Nos Frangins : Indigné(e)s

« Cicatrices profondes pour Malik et Abdel
Pour nos frangins qui tombent, pour William et Michel »

(extrait des paroles de la chanson Petite de l’album Putain de Camion – Renaud 1988).

Sur ces mots aux allures d’épitaphe scandés par la voix enfumée du chanteur énervant né sous le signe peu reluisant de l’Hexagone nous restâmes, les yeux embués de larmes et le coeur en sang un soir de mois d’août, dans l’euphorie paradoxale du Festival du Film Francophone d’Angoulême de cette année 2022… Souvenir d’un film surpuissant et d’une intelligence précieuse, devant – pour ainsi dire – être fait pour la beauté du geste et de la mémoire de Malik Oussekine et de Adbel Benyahia partis, fatalement, beaucoup plus tôt qu’ils n’auraient dû.

Présenté dans la catégorie des Flamboyants de la quinzième édition du FFA Nos Frangins de Rachid Bouchareb s’y est doucement mais sûrement déployé sous nos yeux de spectateurs ne sachant pratiquement rien des intentions de son réalisateur en amont de la projection.

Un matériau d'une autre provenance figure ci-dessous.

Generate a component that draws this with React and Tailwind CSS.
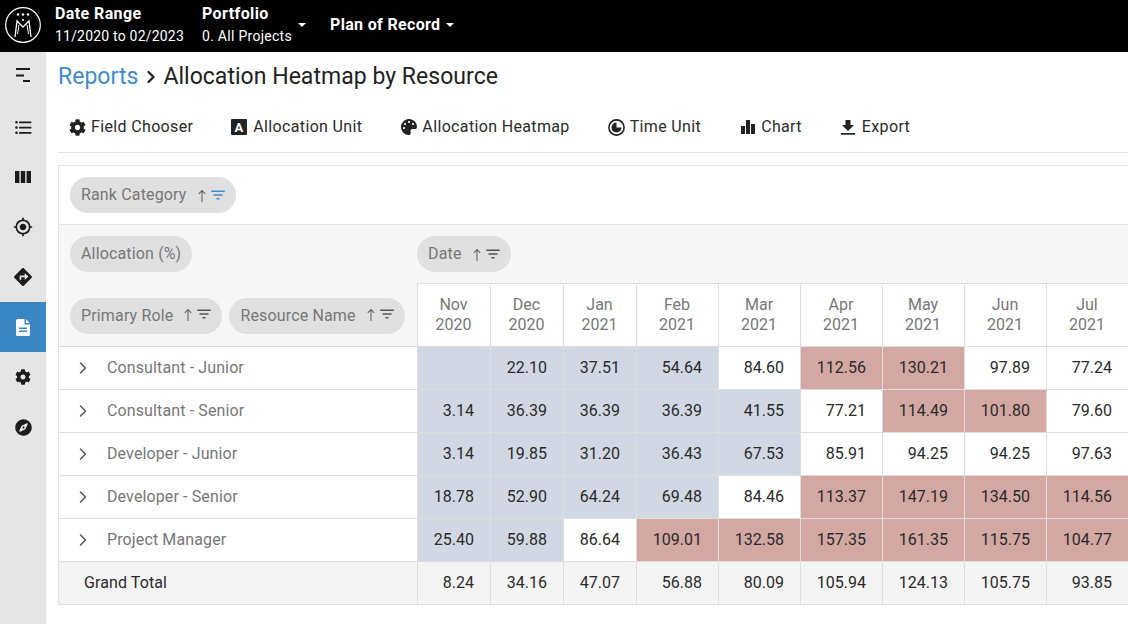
import { FaCog, FaCompass, FaDirections, FaPalette } from "react-icons/fa";
import { MdFilterList, MdFormatListBulleted, MdGpsFixed } from "react-icons/md";
import { ChevronRight } from "lucide-react";

const months = [
  ["Nov", "2020"], ["Dec", "2020"], ["Jan", "2021"], ["Feb", "2021"], ["Mar", "2021"],
  ["Apr", "2021"], ["May", "2021"], ["Jun", "2021"], ["Jul", "2021"],
];

const rows = [
  ["Consultant - Junior", ["", "22.10", "37.51", "54.64", "84.60", "112.56", "130.21", "97.89", "77.24"]],
  ["Consultant - Senior", ["3.14", "36.39", "36.39", "36.39", "41.55", "77.21", "114.49", "101.80", "79.60"]],
  ["Developer - Junior", ["3.14", "19.85", "31.20", "36.43", "67.53", "85.91", "94.25", "94.25", "97.63"]],
  ["Developer - Senior", ["18.78", "52.90", "64.24", "69.48", "84.46", "113.37", "147.19", "134.50", "114.56"]],
  ["Project Manager", ["25.40", "59.88", "86.64", "109.01", "132.58", "157.35", "161.35", "115.75", "104.77"]],
];

const totals = ["8.24", "34.16", "47.07", "56.88", "80.09", "105.94", "124.13", "105.75", "93.85"];

const colWidths = ["w-[73px]", "w-[73px]", "w-[73px]", "w-[82px]", "w-[82px]", "w-[82px]", "w-[82px]", "w-[82px]", "w-[82px]"];

function heatClass(value) {
  const n = parseFloat(value);
  if (value === "" || n < 70) return "bg-[#d1d8e3]";
  if (n > 100) return "bg-[#d3a8a2]";
  return "bg-white";
}

function Logo() {
  return (
    <svg width="36" height="36" viewBox="0 0 36 36" fill="none" stroke="white" className="mt-[2px] shrink-0">
      <circle cx="18" cy="18" r="17.3" strokeWidth="1.2" />
      <path d="M10 30 L12 14 L18 20 L24 14 L26 30" strokeWidth="1.3" />
      <path d="M12.5 27 L14 18 M23.5 27 L22 18" strokeWidth="1" />
      <circle cx="13" cy="7.5" r="1.3" fill="white" stroke="none" />
      <circle cx="18" cy="7.5" r="1.3" fill="white" stroke="none" />
      <circle cx="23" cy="7.5" r="1.3" fill="white" stroke="none" />
      <circle cx="18" cy="13" r="1" fill="white" stroke="none" />
    </svg>
  );
}

function Caret({ className = "" }) {
  return <span className={`mt-[2px] h-0 w-0 border-x-[4px] border-t-[4px] border-x-transparent border-t-white ${className}`} />;
}

function MenuIcon() {
  return (
    <svg width="14" height="14" viewBox="0 0 14 14" fill="#1c1c1c" className="mb-[4px]">
      <rect x="0" y="0" width="14" height="2" />
      <rect x="0" y="6.5" width="8" height="2" />
      <rect x="7" y="12" width="7" height="2" />
    </svg>
  );
}

function ColumnsIcon() {
  return (
    <svg width="16" height="12" viewBox="0 0 16 12" fill="#1c1c1c">
      <rect x="0" y="0" width="4.4" height="12" />
      <rect x="5.8" y="0" width="4.4" height="12" />
      <rect x="11.6" y="0" width="4.4" height="12" />
    </svg>
  );
}

function ReportIcon() {
  return (
    <svg width="14" height="17" viewBox="0 0 14 17" fill="white">
      <path fillRule="evenodd" d="M1.5 0 H8.5 V5.5 H14 V15.5 A1.5 1.5 0 0 1 12.5 17 H1.5 A1.5 1.5 0 0 1 0 15.5 V1.5 A1.5 1.5 0 0 1 1.5 0 Z M3 8.5 V10 H11 V8.5 Z M3 11.5 V13 H11 V11.5 Z" />
      <path d="M10 0.3 L13.7 4 H10 Z" />
    </svg>
  );
}

function TimeIcon() {
  return (
    <svg width="17" height="17" viewBox="0 0 17 17">
      <circle cx="8.5" cy="8.5" r="7.6" fill="none" stroke="#222" strokeWidth="1.6" />
      <path d="M8.5 8.5 H13.5 A5 5 0 1 1 8.5 3.5 Z" fill="#222" />
    </svg>
  );
}

function BarsIcon() {
  return (
    <svg width="14" height="14" viewBox="0 0 14 14" fill="#222">
      <rect x="0" y="6" width="4" height="8" />
      <rect x="5" y="0" width="4" height="14" />
      <rect x="10" y="4" width="4" height="10" />
    </svg>
  );
}

function ExportIcon() {
  return (
    <svg width="14" height="15" viewBox="0 0 14 15" fill="#222">
      <path d="M4.5 0 H9.5 V5 H13 L7 11 L1 5 H4.5 Z" />
      <rect x="0" y="13" width="14" height="1.7" />
    </svg>
  );
}

function SortArrow() {
  return (
    <svg width="14" height="14" viewBox="0 0 14 14" fill="none" stroke="#666" strokeWidth="1.1" className="mt-[2px]">
      <path d="M7 13 V1.5 M3.8 4.8 L7 1.5 L10.2 4.8" />
    </svg>
  );
}

function Sidebar() {
  const items = [
    [<MenuIcon />, false],
    [<MdFormatListBulleted size={21} />, false],
    [<ColumnsIcon />, false],
    [<MdGpsFixed size={20} />, false],
    [<FaDirections size={18} />, false],
    [<ReportIcon />, true],
    [<FaCog size={16} />, false],
    [<FaCompass size={17} />, false],
  ];
  return (
    <nav className="flex w-[46px] shrink-0 flex-col bg-[#e5e5e5] text-[#1c1c1c]">
      {items.map(([icon, active], i) => (
        <div key={i} className={`flex h-[50px] items-center justify-center ${active ? "bg-[#3a86c2] text-white" : ""}`}>
          {icon}
        </div>
      ))}
    </nav>
  );
}

function ToolButton({ icon, label }) {
  return (
    <div className="flex items-center gap-[5px] text-[16px] tracking-[0.35px] text-[#2b2b2b]">
      <span className="flex w-[17px] justify-center text-[#222]">{icon}</span>
      {label}
    </div>
  );
}

function Pill({ label, filterColor = "text-[#555]", raised = false }) {
  return (
    <div className="flex h-[36px] items-center rounded-full bg-[#e0e0e0] pr-[9px] pl-[11px] text-[16px] tracking-[0.15px] text-[#777]">
      <span>{label}</span>
      <span className={`ml-[8px] flex items-center ${raised ? "-translate-y-[2px]" : ""}`}>
        <SortArrow />
        <MdFilterList size={18} className={filterColor} />
      </span>
    </div>
  );
}

function TableCell({ value, width, className }) {
  return (
    <div className={`flex h-full shrink-0 items-center justify-end border-r border-[#dedede] pr-[16px] text-[16px] text-[#2a2a2a] ${width} ${className}`}>
      {value}
    </div>
  );
}

export default function App() {
  return (
    <div className="flex h-[624px] w-[1128px] flex-col overflow-hidden bg-white font-['Roboto',sans-serif]">
      <header className="flex h-[52px] shrink-0 items-center bg-black pb-[4px] pl-[5px] text-white">
        <Logo />
        <div className="ml-[14px] w-[147px]">
          <div className="text-[16px] leading-[20px] font-bold tracking-[0.4px]">Date Range</div>
          <div className="mt-[3px] text-[14px] leading-[18px] tracking-[0.2px]">11/2020 to 02/2023</div>
        </div>
        <div>
          <div className="text-[16px] leading-[20px] font-bold tracking-[0.4px]">Portfolio</div>
          <div className="mt-[3px] text-[14px] leading-[18px] tracking-[0.28px]">0. All Projects</div>
        </div>
        <Caret className="ml-[6px]" />
        <div className="mt-[1px] ml-[24px] text-[16px] font-bold tracking-[0.33px]">Plan of Record</div>
        <Caret className="ml-[6px]" />
      </header>

      <div className="flex min-h-0 flex-1">
        <Sidebar />
        <main className="min-w-0 flex-1 pl-[12px]">
          <h1 className="flex h-[50px] items-center text-[23px] tracking-[0.03px] text-[#222]">
            <span className="text-[#428bca]">Reports</span>
            <ChevronRight size={20} strokeWidth={2.8} className="mr-[2px] ml-[3px]" />
            <span>Allocation Heatmap by Resource</span>
          </h1>

          <div className="flex h-[51px] items-center gap-[38px] border-b border-[#e3e3e3] pl-[11px]">
            <ToolButton icon={<FaCog size={17} />} label="Field Chooser" />
            <ToolButton icon={<span className="flex h-[16px] w-[16px] -translate-x-[1px] items-center justify-center rounded-[1px] bg-[#222] text-[13px] leading-none font-bold tracking-normal text-white">A</span>} label="Allocation Unit" />
            <ToolButton icon={<FaPalette size={16} />} label="Allocation Heatmap" />
            <ToolButton icon={<TimeIcon />} label="Time Unit" />
            <ToolButton icon={<BarsIcon />} label="Chart" />
            <ToolButton icon={<ExportIcon />} label="Export" />
          </div>

          <section className="mt-[12px] w-[1100px] border-t border-l border-[#e3e3e3]">
            <div className="flex h-[59px] items-center border-b border-[#e3e3e3] pl-[11px]">
              <Pill label="Rank Category" filterColor="text-[#428bca]" />
            </div>

            <div className="flex h-[121px] flex-col bg-[#f7f7f7]">
              <div className="flex h-[58px] shrink-0 items-center">
                <div className="w-[358px] pl-[11px]">
                  <div className="flex h-[36px] w-fit items-center rounded-full bg-[#e0e0e0] px-[11px] text-[16px] tracking-[0.15px] text-[#777]">Allocation (%)</div>
                </div>
                <Pill label="Date" />
              </div>
              <div className="flex min-h-0 flex-1">
                <div className="flex w-[358px] shrink-0 items-center gap-[7px] pt-[3px] pl-[11px]">
                  <Pill label="Primary Role" raised />
                  <Pill label="Resource Name" raised />
                </div>
                {months.map(([month, year], i) => (
                  <div key={month + year} className={`flex shrink-0 flex-col items-center justify-center border-t border-r border-[#dedede] bg-white pr-[1px] text-[16px] leading-[20px] text-[#777] ${i === 0 ? "w-[74px] border-l" : colWidths[i]}`}>
                    <span>{month}</span>
                    <span>{year}</span>
                  </div>
                ))}
              </div>
            </div>

            {rows.map(([name, values]) => (
              <div key={name} className="flex h-[43px] border-t border-[#dedede]">
                <div className="flex w-[359px] shrink-0 items-center border-r border-[#dedede] pl-[14px] text-[16px] tracking-[0.12px] text-[#777]">
                  <ChevronRight size={20} strokeWidth={1.8} className="text-[#555]" />
                  <span className="ml-[14px]">{name}</span>
                </div>
                {values.map((value, i) => (
                  <TableCell key={i} value={value} width={colWidths[i]} className={heatClass(value)} />
                ))}
              </div>
            ))}

            <div className="flex h-[44px] border-y border-[#dedede] bg-[#f4f4f4]">
              <div className="flex w-[359px] shrink-0 items-center border-r border-[#dedede] pl-[25px] text-[16px] tracking-[0.1px] text-[#2a2a2a]">Grand Total</div>
              {totals.map((value, i) => (
                <TableCell key={i} value={value} width={colWidths[i]} className="" />
              ))}
            </div>
          </section>
        </main>
      </div>
    </div>
  );
}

S’ouvrant sur un document d’archives retraçant les manifestations estudiantines du gouvernement Chirac durant le premier mandat présidentiel de François Mitterrand en décembre 1986 Nos Frangins fait d’emblée montre de sa maîtrise formelle et de son argument scrupuleusement historique : à l’image de son réputé Indigènes réalisé il y a plus d’une quinzaine d’années désormais (et qui revenait sur le sort des tirailleurs algériens envoyés au front par les colonialistes français durant la Seconde Guerre Mondiale, ndlr) le nouveau long métrage de Rachid Bouchareb réécrit l’une des pages sombres et inavouables de l’Histoire de son, de notre pays : la double-bavure perpétrée par des voltigeurs sur Abdel Benyahia et Malik Oussekine au soir des retombées manifestantes (manifestations exécutées par une jeunesse que Charles Pasqua – alors Ministre de l’Intérieur à l’époque des faits – aimait à nommer « professionnelle de la déstabilisation » ndlr) et ayant entraîné la mort des deux français d’origine algérienne dans la foulée.

Habilement construit et raconté Nos Frangins mêle, dans le plus bel équilibre narratif qui soit, le récit de l’affaire Malik Oussekine et celui de l’affaire Benyahia dans le même métrage ; offrant à Reda Kateb et à Lyna Khoudri le rôle du frère et de la soeur de Malik et à Samir Guesmi celui du père de Abdel Rachid Bouchareb retrace avec précision et probité les faits survenus la nuit du 5 au 6 décembre 1986, montrant dans le même mouvement de complexité les limites déontologiques d’une police impuissante face au désespoir des familles touchées par le drame en question, police représentée en l’occasion par un Raphaël Personnaz impeccable en inspecteur falot et confus. Sans jamais perdre une miette de ce qui lui est présenté et raconté avec brillance par Bouchareb le spectateur voit pas à pas les nombreux paradoxes intrinsèques à l’affaire s’agrandir devant lui : on apprendra ainsi que le jeune Malik, pourtant originaire d’Algérie, voulait tellement s’intégrer à son pays qu’il en était arrivé à vouloir se convertir au christianisme au détriment de sa fratrie, ou encore que les fameux voltigeurs responsables des faits ont alors exécuté les ordres sans réelles convictions…

Impeccablement interprété, d’un Reda Kateb hautement éloquent à une Lyna Khoudri faisant l’effet d’une nouvelle Adjani en passant par un Samir Guesmi poignant en père brusque et chagrin Nos Frangins sera donc visible dès ce mercredi 7 décembre dans nos salles obscures, drame historique aux allures l’élégie reconstituant savamment tout un pan de la décennie 1980-1990. Une très belle et émouvante surprise, nécessaire et très réussie s’imposant résolument comme le parfait complément de la série Oussekine sortie sur Disney+ il y a désormais sept mois. A voir absolument.